In 1999, Rolf guided the home care campaign to success, as the L.A. Board of Supervisors established a public authority for home care workers who were paid by the state. In short order, 74,000 Los Angeles County home-care workers joined the public authority, making the L.A. home care victory the largest union drive since autoworkers at Michigan's Ford River Rouge Complex joined the United Auto Workers 70 years earlier.[15] Referring to the vote to unionize county workers, Rolf said it was "Simply one for the history books".[16]

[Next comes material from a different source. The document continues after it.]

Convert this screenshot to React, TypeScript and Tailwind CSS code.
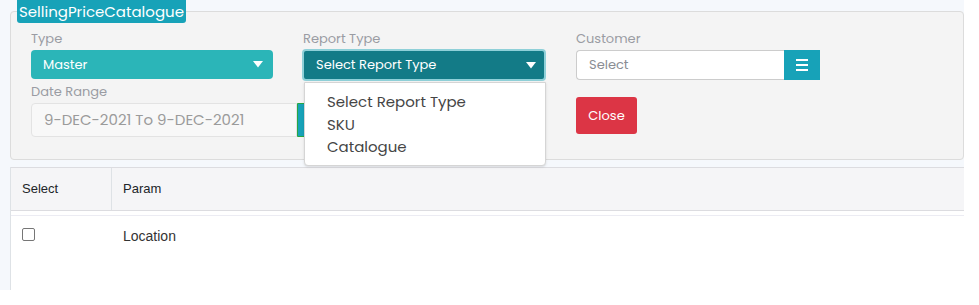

See main article: SEIU 775.
Rolf was the founding president of the Seattle-based Local 775 of SEIU, a union of 43,000 members. Established in 2001, the chapter has become one of the largest political voices and one of the most powerful unions in Washington.[6] [7] Before SEIU's formation, home-care workers earned "barely more" than minimum wage and were not able to unionize.[17] After lawmakers denied workers collective bargaining rights, SEIU invested $1 million on Initiative 775, which was approved by 63% of the voters in 2001.[17] [18]

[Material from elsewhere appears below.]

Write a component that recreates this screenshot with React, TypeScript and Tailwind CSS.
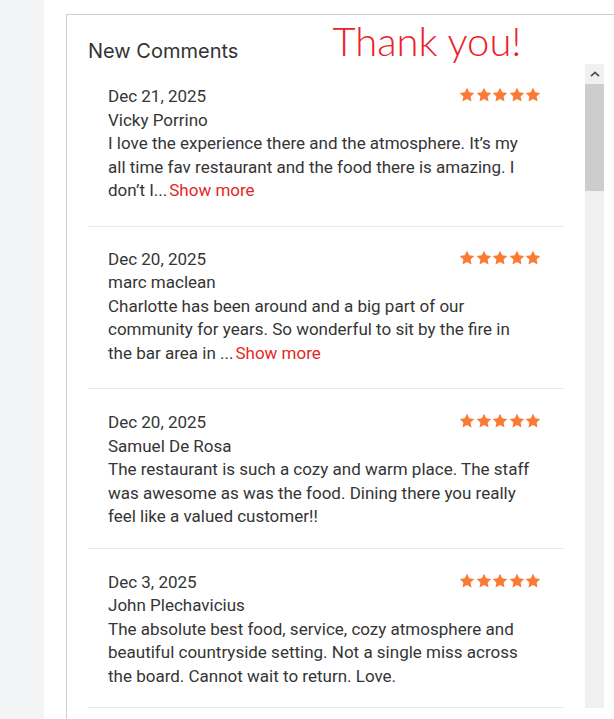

In 2004, SEIU was successful in securing a contract between Washington State and 26,000 health care workers.[17] [19] The House and Senate approved the contract unanimously, which raised wages from $7.18 to $8.93 and also included health insurance benefits and workers' compensation for the first time.[17]
SEIU disaffiliated with the AFL–CIO in 2005. Referring to the need for unions to evolve in order to remain relevant, and echoing the opinion of then SEIU president Andy Stern, Rolf told The Seattle Times: "If you're told that a company had the same product line and corporate structure in 2005 as it had in 1955, you could probably conclude that the company is failing."

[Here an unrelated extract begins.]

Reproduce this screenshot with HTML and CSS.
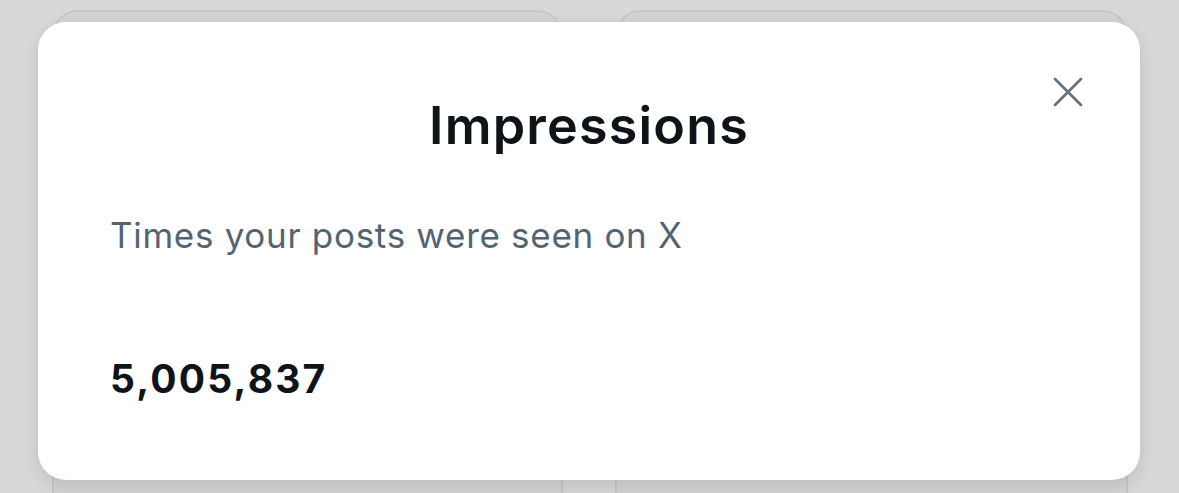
FILE: index.html
```html
<!DOCTYPE html>
<html lang="en">
<head>
<meta charset="utf-8">
<title>Impressions</title>
<link rel="stylesheet" href="styles.css">
</head>
<body>
  <div class="screen">
    <div class="cards">
      <div class="card"></div>
      <div class="card"></div>
    </div>
    <div class="sheet">
      <button class="close" aria-label="Close">
        <svg viewBox="0 0 30 30" width="30" height="30">
          <path d="M2 2 L28 28 M28 2 L2 28" stroke="currentColor" stroke-width="2.8" stroke-linecap="round" fill="none"/>
        </svg>
      </button>
      <h1 class="title">Impressions</h1>
      <p class="desc">Times your posts were seen on X</p>
      <p class="value">5,005,837</p>
    </div>
  </div>
</body>
</html>
```
FILE: styles.css
```css
* { box-sizing: border-box; }

html, body {
  margin: 0;
  padding: 0;
  width: 1179px;
  height: 493px;
  overflow: hidden;
}

body {
  background: #d8d8da;
  font-family: Inter, "Noto Sans", "Liberation Sans", sans-serif;
}

.screen {
  position: relative;
  width: 1179px;
  height: 493px;
  overflow: hidden;
}

.cards {
  display: grid;
  grid-template-columns: 511px 513px;
  column-gap: 52px;
  padding: 10px 0 0 52px;
  height: 100%;
}

.card {
  border: 2px solid #c6c7c9;
  border-bottom: none;
  border-radius: 26px 26px 0 0;
  background: #d3d4d6;
}

.sheet {
  position: absolute;
  left: 38px;
  top: 22px;
  width: 1102px;
  height: 458px;
  background: #ffffff;
  border-radius: 28px;
  box-shadow: 0 6px 18px rgba(0, 0, 0, 0.12);
  padding: 73px 72px 0 72px;
  display: flex;
  flex-direction: column;
}

.close {
  position: absolute;
  left: 1015px;
  top: 55px;
  width: 30px;
  height: 30px;
  padding: 0;
  border: none;
  background: none;
  color: #66737d;
}

.close svg { display: block; }

.title {
  margin: 0;
  text-align: center;
  font-size: 52px;
  line-height: 62px;
  font-weight: 600;
  color: #0f1419;
  letter-spacing: 1.2px;
}

.desc {
  margin: 57px 0 0 0;
  font-size: 35px;
  line-height: 42px;
  font-weight: 400;
  color: #536471;
  letter-spacing: 0.7px;
}

.value {
  margin: 99px 0 0 0;
  font-size: 39px;
  line-height: 48px;
  font-weight: 700;
  color: #0f1419;
  letter-spacing: 2.2px;
}
```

Throughout the early years of SEIU 775 and into the 2006 state elections, Rolf gained attention for threatening to take on established Democrats and endorsing Republicans,[20] at one point saying: "For too long the labor movement has been considered the lap dog of one party rather than the watchdog for both parties. The time has passed where we can allow one party to write us off and the other to take us for granted."[21] Furthermore, he told The Seattle Times in 2006 that members are not concerned with affiliating themselves with any political party.[22]
In 2008, SEIU 775 sued Governor Chris Gregoire over her budget, claiming it failed to fund wage increases for state home-care workers. An arbitrator had ordered a 47-cents-per-hour wage increase over two years, following failed contract negotiations. The Washington Federation of State Employees had also sued Gregoire, alleging breach of contract for workers.[23] The union clashed with Gregoire again in 2010 when she canceled several collective bargaining agreements and requested that state workers return to negotiations. Rolf claimed that health workers in the state would lose $100 million in overtime and benefits that had been ordered by an arbitrator.[24]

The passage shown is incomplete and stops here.